R: Il problema in realtà ha riguardato la struttura architettonica dell’ impianto nel suo complesso; quando venne messa a posto oltre dieci anni aveva fa già dentro potenziali debolezze; il sistema di protezione funzionava ma internamente vi erano delle potenziali anomalie che però sarebbero potute apparire solo nel caso eccezionale in cui questi fattori diciamo così anomali si fossero presentati tutti assieme, concentrandosi tutti in una volta sola, ed è proprio quello che è accaduto, esattamente questo; una congerie di criticità che si sono presentate tutte in una volta – la cosiddetta ‘tempesta perfetta’.
–Ma lei ora è in grado di garantire che questo non accadrà più?

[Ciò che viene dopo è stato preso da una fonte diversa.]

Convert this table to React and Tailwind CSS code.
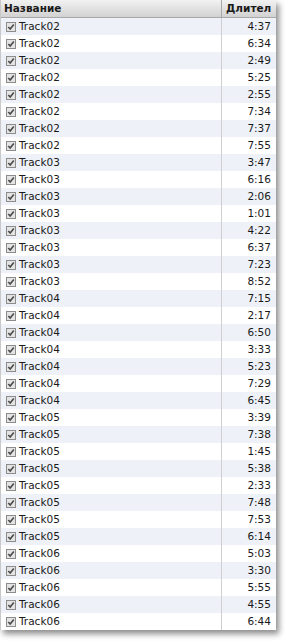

R: Si, abbiamo risistemato il sistema di allarme, ripristinato tutte le procedure e stiamo facendo delle gare per potenziare l’impianto sia dentro Brera che nella Biblioteca Braidense. Inoltre, grazie all’immediatezza dell’intervento dei nostri restauratori – Brera ha uno straordinario laboratorio interno che ci permette di agire tempestivamente e di tutelare e monitorare in tempo reale le opere – i quadri sono “guariti” molto presto e adesso tutto è tornato normale.
–Un’ultima domanda riguarda i rapporti con le istituzioni locali e gliela faccio perché mi ha colpito, un paio di settimane fa, constatare che durante una preview di una importante iniziativa varata a Capodimonte non ci fosse neppure un rappresentante dell’amministrazione comunale.
R: Per quanto ci riguarda i rapporti sono molto stretti e di efficace collaborazione sia con i vari direttori che con l’assessore alla cultura del Comune di Milano e con il sindaco Sala; certamente la Riforma ci ha dato l’opportunità di ricollegare Brera con la città e di fornire nuove risorse dal punto di vista culturale. Quanto al resto, la verità è che siamo venti direttori in venti città diverse, ognuno alle prese con realtà differenti che presentano caratteristiche peculiari, senza contare che possono entrare in gioco anche le diverse personalità, il modo di rapportarsi, ecc., senza considerare che in Italia troppo spesso la politica invade forse eccessivamente campi come questo che non sarebbero di sua competenza.